Below are entries. Give back exactly the lines from the one containing "Rebuild this screenshot" through the one containing "const scenario = scenarios.find((s)", inclusive, without the pictures.

------ RECORDED INFORMATION

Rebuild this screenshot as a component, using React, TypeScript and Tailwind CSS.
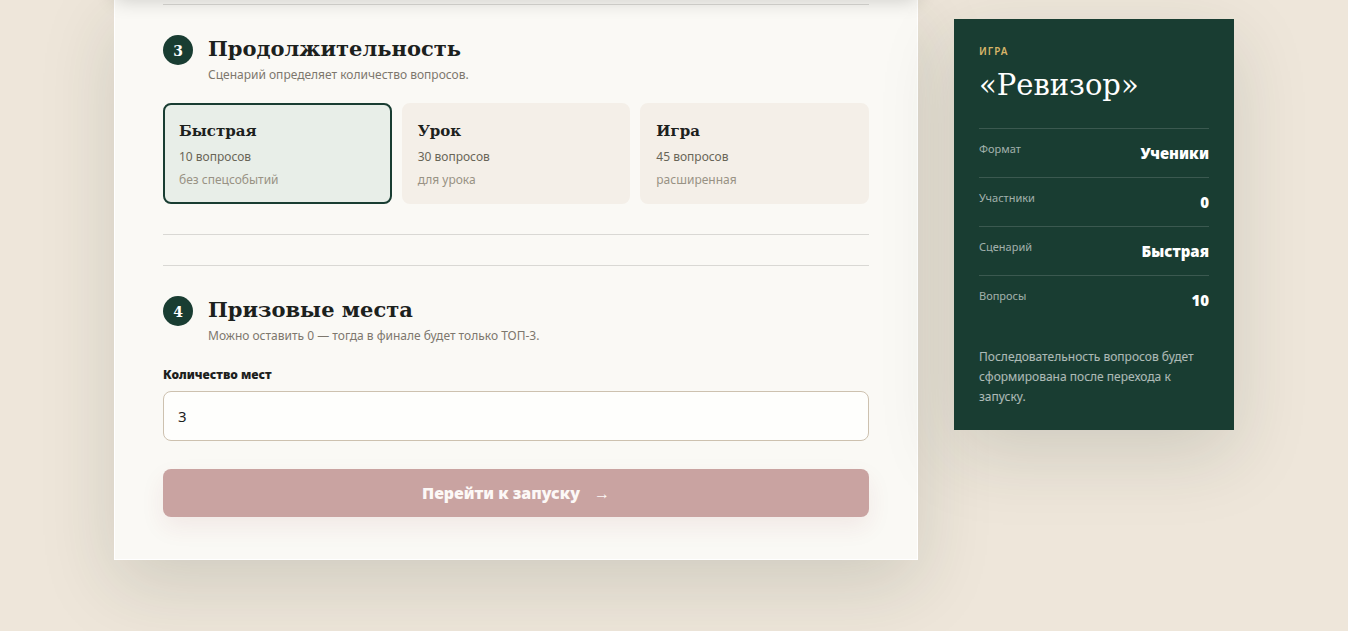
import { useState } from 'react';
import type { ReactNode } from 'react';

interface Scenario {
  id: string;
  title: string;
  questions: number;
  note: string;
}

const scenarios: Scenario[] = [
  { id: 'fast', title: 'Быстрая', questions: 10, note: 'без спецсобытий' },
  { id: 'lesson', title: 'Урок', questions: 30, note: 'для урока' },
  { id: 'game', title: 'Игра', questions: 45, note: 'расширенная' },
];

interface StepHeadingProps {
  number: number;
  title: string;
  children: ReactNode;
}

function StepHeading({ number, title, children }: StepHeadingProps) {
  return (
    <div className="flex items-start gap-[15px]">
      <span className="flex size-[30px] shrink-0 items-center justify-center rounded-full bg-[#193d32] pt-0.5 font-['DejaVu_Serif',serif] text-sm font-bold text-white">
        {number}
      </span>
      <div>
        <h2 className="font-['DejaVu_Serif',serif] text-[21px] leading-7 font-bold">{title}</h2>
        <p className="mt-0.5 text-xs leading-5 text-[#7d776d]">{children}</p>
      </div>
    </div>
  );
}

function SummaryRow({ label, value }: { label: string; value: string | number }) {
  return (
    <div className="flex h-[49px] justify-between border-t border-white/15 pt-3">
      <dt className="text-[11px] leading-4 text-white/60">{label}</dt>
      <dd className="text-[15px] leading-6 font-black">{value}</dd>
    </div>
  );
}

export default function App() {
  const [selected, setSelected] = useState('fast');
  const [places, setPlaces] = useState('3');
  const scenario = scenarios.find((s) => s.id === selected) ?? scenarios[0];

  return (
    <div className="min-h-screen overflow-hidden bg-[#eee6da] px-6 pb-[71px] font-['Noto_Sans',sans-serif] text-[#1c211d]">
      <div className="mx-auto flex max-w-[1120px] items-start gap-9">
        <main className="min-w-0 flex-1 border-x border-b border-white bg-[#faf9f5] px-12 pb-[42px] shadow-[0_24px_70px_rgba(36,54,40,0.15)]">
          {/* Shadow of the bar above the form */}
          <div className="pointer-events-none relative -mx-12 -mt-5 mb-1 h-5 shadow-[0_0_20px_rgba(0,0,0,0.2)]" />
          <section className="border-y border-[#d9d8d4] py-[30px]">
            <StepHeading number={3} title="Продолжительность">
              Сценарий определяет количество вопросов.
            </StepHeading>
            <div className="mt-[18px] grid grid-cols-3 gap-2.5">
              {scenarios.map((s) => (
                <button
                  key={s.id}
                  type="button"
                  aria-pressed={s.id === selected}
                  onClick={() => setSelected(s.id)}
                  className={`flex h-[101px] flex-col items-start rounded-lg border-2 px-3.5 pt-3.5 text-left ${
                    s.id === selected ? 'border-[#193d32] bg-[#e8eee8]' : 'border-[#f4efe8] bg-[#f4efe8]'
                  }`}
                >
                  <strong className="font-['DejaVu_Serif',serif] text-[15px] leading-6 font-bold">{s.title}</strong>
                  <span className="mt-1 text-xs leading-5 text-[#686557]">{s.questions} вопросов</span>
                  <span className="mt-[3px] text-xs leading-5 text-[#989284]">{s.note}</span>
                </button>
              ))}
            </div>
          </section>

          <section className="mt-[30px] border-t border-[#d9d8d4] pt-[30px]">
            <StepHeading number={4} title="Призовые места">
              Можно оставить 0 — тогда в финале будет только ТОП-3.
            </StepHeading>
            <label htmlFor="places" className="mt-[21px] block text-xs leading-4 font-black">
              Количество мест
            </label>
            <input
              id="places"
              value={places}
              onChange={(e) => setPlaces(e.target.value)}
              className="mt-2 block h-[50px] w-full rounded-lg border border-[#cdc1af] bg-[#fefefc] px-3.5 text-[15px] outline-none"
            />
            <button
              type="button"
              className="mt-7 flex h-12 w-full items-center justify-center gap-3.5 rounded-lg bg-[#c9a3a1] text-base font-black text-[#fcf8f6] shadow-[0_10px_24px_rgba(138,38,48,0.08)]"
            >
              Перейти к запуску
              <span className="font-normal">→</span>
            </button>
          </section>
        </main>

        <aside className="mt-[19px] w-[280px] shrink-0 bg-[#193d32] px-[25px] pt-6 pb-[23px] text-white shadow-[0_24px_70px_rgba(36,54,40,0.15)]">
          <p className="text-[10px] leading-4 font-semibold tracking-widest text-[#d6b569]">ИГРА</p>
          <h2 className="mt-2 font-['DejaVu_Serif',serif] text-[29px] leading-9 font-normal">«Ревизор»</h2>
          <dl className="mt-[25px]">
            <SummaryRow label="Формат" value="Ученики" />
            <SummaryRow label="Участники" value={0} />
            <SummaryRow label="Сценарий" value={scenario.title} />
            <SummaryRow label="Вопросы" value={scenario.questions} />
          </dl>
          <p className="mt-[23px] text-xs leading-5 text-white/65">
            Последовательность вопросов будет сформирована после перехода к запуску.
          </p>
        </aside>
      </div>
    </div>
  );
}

------------
------ RECORDED INFORMATION

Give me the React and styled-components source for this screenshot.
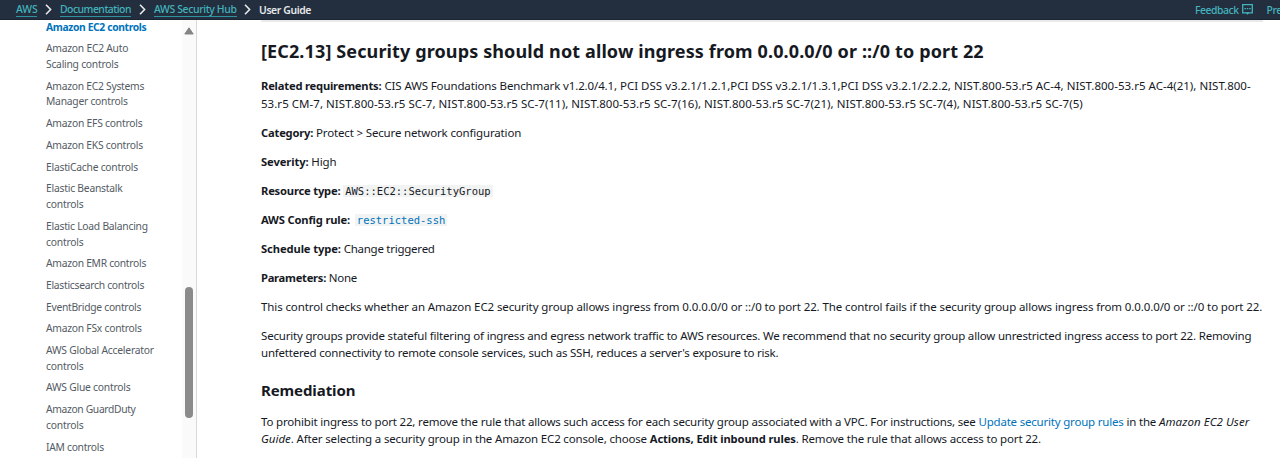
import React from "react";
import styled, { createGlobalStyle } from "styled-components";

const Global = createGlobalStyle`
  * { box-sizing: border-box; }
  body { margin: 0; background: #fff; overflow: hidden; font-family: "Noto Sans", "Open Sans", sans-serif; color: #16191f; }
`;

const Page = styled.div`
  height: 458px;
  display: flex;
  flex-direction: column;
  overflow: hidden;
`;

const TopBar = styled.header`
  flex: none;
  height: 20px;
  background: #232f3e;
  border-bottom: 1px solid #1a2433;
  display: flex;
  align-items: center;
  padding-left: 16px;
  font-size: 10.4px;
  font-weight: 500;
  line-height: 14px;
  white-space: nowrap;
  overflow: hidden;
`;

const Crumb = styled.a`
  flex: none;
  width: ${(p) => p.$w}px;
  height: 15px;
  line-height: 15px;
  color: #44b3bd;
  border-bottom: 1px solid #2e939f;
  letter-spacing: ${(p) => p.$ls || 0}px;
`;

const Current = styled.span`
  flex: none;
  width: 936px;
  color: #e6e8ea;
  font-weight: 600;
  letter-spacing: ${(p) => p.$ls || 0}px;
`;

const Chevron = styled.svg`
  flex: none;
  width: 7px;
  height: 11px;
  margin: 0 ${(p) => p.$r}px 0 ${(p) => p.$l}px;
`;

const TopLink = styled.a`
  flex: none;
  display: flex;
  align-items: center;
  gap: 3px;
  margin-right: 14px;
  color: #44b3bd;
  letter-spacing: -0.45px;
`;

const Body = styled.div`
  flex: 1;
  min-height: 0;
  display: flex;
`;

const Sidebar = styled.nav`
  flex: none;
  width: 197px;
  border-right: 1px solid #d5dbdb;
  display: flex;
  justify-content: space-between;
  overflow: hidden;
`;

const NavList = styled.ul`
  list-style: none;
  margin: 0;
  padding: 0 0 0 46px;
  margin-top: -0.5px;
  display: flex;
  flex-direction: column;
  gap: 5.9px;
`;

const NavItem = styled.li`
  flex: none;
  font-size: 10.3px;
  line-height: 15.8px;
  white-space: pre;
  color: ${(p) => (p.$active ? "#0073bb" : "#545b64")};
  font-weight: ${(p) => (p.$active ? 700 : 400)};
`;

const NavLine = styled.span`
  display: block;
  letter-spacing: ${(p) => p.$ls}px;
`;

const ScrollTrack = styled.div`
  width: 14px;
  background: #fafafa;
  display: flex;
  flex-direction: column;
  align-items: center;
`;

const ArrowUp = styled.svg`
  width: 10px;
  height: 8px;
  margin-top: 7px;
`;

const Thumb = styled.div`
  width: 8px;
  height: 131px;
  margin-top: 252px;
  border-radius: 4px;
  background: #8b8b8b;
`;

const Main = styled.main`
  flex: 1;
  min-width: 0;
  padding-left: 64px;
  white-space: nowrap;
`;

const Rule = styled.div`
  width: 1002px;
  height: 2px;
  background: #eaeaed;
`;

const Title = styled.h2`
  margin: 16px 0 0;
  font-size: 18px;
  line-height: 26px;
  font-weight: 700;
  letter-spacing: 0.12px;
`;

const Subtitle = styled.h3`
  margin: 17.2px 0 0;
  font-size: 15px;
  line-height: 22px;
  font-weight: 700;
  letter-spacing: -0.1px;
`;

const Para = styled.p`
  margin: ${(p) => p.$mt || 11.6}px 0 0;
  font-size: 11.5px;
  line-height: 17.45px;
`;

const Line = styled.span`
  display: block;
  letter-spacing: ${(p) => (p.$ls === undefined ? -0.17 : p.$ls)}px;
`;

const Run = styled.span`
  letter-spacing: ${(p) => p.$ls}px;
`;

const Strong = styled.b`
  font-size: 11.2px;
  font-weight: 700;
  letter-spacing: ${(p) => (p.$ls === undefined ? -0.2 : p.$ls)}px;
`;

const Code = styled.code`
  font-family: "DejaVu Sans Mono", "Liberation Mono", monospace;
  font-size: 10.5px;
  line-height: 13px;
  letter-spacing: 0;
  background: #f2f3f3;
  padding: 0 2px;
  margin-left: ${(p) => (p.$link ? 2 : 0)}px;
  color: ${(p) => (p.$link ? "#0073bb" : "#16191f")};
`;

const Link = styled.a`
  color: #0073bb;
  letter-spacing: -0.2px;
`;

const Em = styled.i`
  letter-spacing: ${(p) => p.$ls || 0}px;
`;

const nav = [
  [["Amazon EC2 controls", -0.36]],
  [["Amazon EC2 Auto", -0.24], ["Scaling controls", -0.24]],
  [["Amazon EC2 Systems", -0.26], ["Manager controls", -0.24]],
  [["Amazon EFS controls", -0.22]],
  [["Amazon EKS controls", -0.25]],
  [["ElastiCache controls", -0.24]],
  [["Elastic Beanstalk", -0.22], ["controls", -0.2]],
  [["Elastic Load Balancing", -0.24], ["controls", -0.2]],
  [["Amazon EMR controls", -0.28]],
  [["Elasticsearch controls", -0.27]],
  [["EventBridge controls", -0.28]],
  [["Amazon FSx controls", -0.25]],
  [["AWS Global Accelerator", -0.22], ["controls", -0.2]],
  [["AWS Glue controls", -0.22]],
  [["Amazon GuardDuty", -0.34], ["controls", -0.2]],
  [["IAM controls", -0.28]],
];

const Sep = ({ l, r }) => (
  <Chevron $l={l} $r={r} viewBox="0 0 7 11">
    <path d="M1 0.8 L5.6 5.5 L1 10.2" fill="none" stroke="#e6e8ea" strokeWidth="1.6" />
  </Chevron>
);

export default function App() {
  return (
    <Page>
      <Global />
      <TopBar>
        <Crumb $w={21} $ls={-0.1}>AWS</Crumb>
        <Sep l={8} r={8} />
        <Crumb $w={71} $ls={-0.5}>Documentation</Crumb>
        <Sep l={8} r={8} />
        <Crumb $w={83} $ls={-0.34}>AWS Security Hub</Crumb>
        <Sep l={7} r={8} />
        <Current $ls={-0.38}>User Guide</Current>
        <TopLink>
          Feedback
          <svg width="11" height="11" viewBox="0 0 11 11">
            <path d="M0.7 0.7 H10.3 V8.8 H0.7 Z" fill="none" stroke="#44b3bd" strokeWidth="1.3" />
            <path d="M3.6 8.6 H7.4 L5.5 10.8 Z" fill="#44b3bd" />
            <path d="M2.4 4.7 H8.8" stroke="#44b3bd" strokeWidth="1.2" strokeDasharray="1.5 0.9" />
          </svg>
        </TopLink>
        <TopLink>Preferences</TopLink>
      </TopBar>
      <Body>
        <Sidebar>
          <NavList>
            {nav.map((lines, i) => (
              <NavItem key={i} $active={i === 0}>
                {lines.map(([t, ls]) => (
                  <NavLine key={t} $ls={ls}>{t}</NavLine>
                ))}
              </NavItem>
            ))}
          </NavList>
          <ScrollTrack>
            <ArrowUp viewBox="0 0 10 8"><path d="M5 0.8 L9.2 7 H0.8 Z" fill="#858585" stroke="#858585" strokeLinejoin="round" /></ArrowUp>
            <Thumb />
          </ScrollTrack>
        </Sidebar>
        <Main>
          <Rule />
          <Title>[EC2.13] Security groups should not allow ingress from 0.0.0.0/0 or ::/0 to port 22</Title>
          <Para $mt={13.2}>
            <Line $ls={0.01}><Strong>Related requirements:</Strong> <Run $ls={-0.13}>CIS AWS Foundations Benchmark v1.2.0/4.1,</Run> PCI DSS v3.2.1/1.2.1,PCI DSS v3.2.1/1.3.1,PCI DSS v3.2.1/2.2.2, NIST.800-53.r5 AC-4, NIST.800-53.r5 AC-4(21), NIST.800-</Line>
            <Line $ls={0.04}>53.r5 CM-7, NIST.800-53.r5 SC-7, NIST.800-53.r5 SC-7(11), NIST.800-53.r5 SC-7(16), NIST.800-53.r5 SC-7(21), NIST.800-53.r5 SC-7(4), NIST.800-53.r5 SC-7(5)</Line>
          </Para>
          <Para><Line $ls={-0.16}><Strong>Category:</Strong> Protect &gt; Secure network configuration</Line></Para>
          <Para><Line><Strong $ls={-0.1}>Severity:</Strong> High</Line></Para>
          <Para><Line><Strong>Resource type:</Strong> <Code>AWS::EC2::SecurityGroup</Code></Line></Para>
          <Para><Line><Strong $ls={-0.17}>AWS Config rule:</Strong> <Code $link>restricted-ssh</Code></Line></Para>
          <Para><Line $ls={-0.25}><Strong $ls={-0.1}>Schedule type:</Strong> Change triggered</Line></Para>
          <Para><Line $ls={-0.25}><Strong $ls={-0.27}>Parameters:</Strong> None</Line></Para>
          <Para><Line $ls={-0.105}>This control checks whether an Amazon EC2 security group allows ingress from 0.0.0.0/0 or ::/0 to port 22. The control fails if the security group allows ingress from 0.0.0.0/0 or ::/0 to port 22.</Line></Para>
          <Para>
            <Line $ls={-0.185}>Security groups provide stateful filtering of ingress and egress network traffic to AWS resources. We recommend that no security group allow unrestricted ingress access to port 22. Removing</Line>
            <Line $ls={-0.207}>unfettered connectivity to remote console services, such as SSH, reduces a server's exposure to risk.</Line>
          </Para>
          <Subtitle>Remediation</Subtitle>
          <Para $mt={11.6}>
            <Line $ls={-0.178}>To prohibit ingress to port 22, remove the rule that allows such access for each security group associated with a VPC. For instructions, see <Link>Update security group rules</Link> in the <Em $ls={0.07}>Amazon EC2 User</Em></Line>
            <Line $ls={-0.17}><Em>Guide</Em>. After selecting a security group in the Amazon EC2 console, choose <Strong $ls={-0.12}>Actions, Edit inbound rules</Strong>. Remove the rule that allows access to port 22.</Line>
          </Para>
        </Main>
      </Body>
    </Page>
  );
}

------------

=== SOLUTION FOR THIS PROBLEM ===
Rebuild this screenshot as a component, using React, TypeScript and Tailwind CSS.
import { useState } from 'react';
import type { ReactNode } from 'react';

interface Scenario {
  id: string;
  title: string;
  questions: number;
  note: string;
}

const scenarios: Scenario[] = [
  { id: 'fast', title: 'Быстрая', questions: 10, note: 'без спецсобытий' },
  { id: 'lesson', title: 'Урок', questions: 30, note: 'для урока' },
  { id: 'game', title: 'Игра', questions: 45, note: 'расширенная' },
];

interface StepHeadingProps {
  number: number;
  title: string;
  children: ReactNode;
}

function StepHeading({ number, title, children }: StepHeadingProps) {
  return (
    <div className="flex items-start gap-[15px]">
      <span className="flex size-[30px] shrink-0 items-center justify-center rounded-full bg-[#193d32] pt-0.5 font-['DejaVu_Serif',serif] text-sm font-bold text-white">
        {number}
      </span>
      <div>
        <h2 className="font-['DejaVu_Serif',serif] text-[21px] leading-7 font-bold">{title}</h2>
        <p className="mt-0.5 text-xs leading-5 text-[#7d776d]">{children}</p>
      </div>
    </div>
  );
}

function SummaryRow({ label, value }: { label: string; value: string | number }) {
  return (
    <div className="flex h-[49px] justify-between border-t border-white/15 pt-3">
      <dt className="text-[11px] leading-4 text-white/60">{label}</dt>
      <dd className="text-[15px] leading-6 font-black">{value}</dd>
    </div>
  );
}

export default function App() {
  const [selected, setSelected] = useState('fast');
  const [places, setPlaces] = useState('3');
  const scenario = scenarios.find((s) => s.id === selected) ?? scenarios[0];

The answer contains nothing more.